UChicago event reflects on human rights challenges facing our world

Pozen Center’s 25th anniversary features discussion exploring past, future of scholarship

When human rights first formed as a field of knowledge in American universities in the 1970s, it was primarily taught in law schools, and its programs were affiliated with public policy or law faculties. Twenty-five years ago, the University of Chicago charted a different course to exploring global human rights by engaging disciplines across the humanities, social sciences, law and medicine.

A distinguished panel of scholars and practitioners recently gathered at UChicago to reflect on the 25th anniversary of the Pozen Family Center for Human Rights, as well as the future of scholarship in human rights.

“As we go forward, that vision infuses our approach to some of the most pressing human rights issues of our times, making the Pozen Center a critical site for helping global publics understand the true scope of the human rights dilemmas we face now and tomorrow,” said Mark Bradley, faculty director of the Pozen Center and the Bernadotte E. Schmitt Distinguished Service Professor of International History and the College,

Speaking at the “Human Rights at the Crossroads” colloquium, held at the International House on Oct. 20, Yale University scholar Samuel Moyn noted that many human rights programs across the country emerged at a time when there was implicit acceptance of certain political paradigms that are no longer considered unassailable fact.

“It’s an auspicious but also very perplexing moment to celebrate an institutional birthday, because you have to decide what to make the center into next,” said Moyn, the Chancellor Kent professor of law and history. “A center like this has to be at the forefront of thinking about what it means to practice and theorize human rights in the midst of these changes.”

For Yale Law School scholar Aslı Ü. Bâli, these new frontiers of thinking about human rights should include elevating the promise of holding one's own government accountable. Human rights abuses in the Global North, such as police brutality, displaced persons at the U.S. border, labor rights, and continual health inequities caused by the COVID-19 pandemic, are areas where it’s possible to imagine citizens holding their own government responsible through civil society tribunals.

“People’s tribunals are just as important as official mechanisms to hold accountable the powerful states that constantly exceptionalize themselves and hold themselves above international law,” said Ayça Çubukçu, associate professor in Human Rights and co-director of LSE Human Rights at the London School of Economics and Political Science.

“We’re living in a moment when international organizations are unable or unwilling to hold the most powerful states accountable.

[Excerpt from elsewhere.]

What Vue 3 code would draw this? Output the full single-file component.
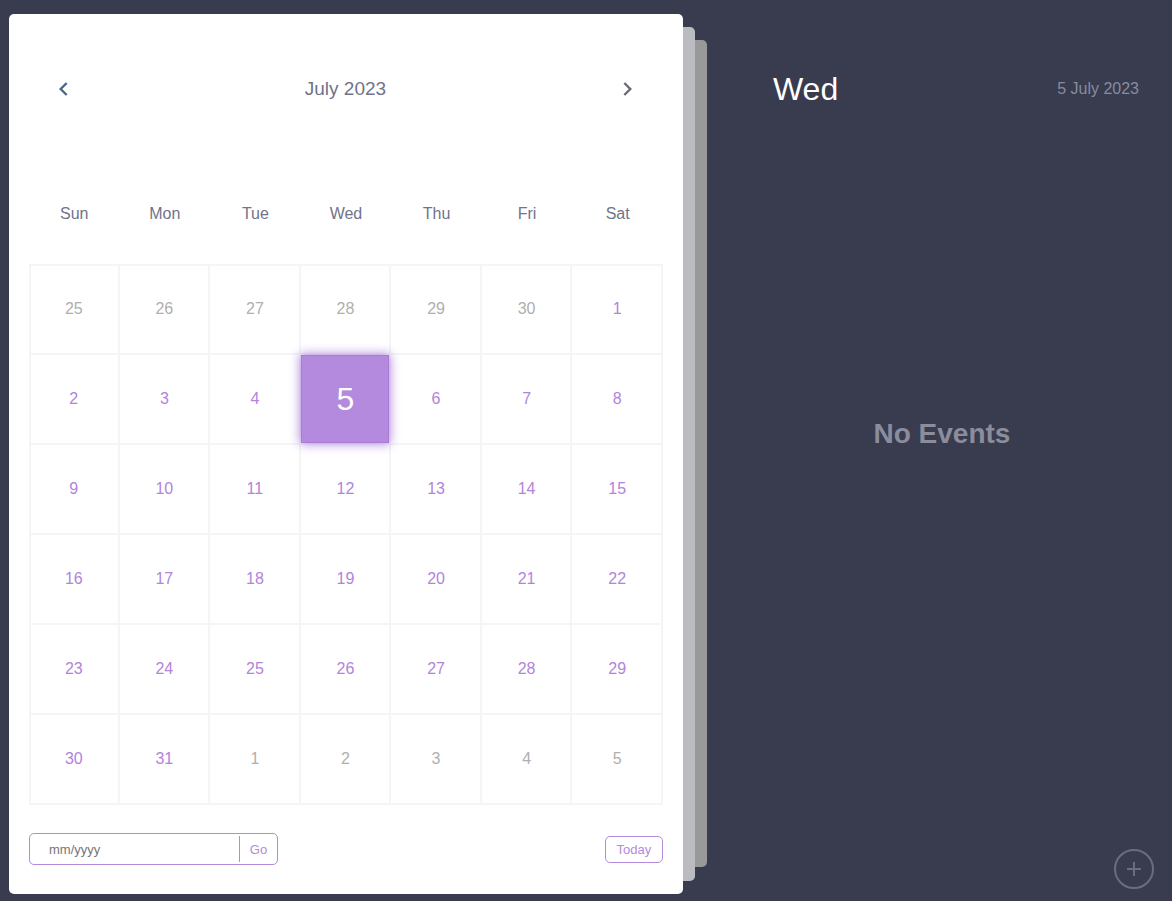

As far as the future of human rights is concerned, we need to think beyond these institutions and critique them at their roots,” Çubukçu said. “I think that’s going to be the challenge for human rights thinking in the 21st century.”

Engaging with ‘one of the most important topics of the world’

The Human Rights Program at UChicago was renamed the Pozen Family Center for Human Rights in honor of a generous gift from Richard Pozen, AB’69, and Ann Pozen and their family in 2014. Five years ago, an additional gift from the Pozen family endowed the Human Rights Lab, which allows students to take courses taught by UChicago faculty alongside incarcerated men at the Stateville Correctional Facility in suburban Joliet.

Every year, 1,300 College students take classes at the Center, which launched a Human Rights major for the first time this year. Its fully funded summer internship program, which began in the late 1990s, has sent more than 500 undergraduate and graduate students to do human rights work out in the world, and marked one of the first major commitments within the College to experimental education.

“The challenges of human rights today probably look very different than in 1997, as the arc of history has evolved,” said President Paul Alivisatos. “But I think the Center will be here as long as the University will be here, and it will help bring our faculty and students into engagement with one of the most important topics in the world.”

To the college students in the audience, panelists offered directions to take human rights work into the future.

“We need to think about the nature of structural inequality, how it works, how it is invisibilized, and what the consequences of that occlusion are,” said Kamari Clarke, distinguished professor at the Centre for Criminology & Sociological Studies and the Centre for Diaspora & Transnational Studies at the University of Toronto.

Juno Jill Richards, associate professor of English and affiliated faculty in the Women, Gender and Sexuality Studies Program at Yale, charged students to further critiques of individualist rights frameworks. “It’s about reimagining what a ‘right’ might refer to, or how to reimagine the relationship between an individual and a social good,” she said. “The freedoms of some can be premised on the unfreedoms of others.”

To close the colloquium, the panel reflected on an audience question about what role scholars can play in human rights, given the uneven history of many academic institutions being ineffective at stopping human rights abuses at best, and at worst, being complicit in perpetuating them.

The very concept of “human rights,” said Bâli, is an elastic construct that academics can and should critique and refine.

“You can think much more broadly than what does the doctrine of human rights do today, and ask what you can get the doctrine to do tomorrow.”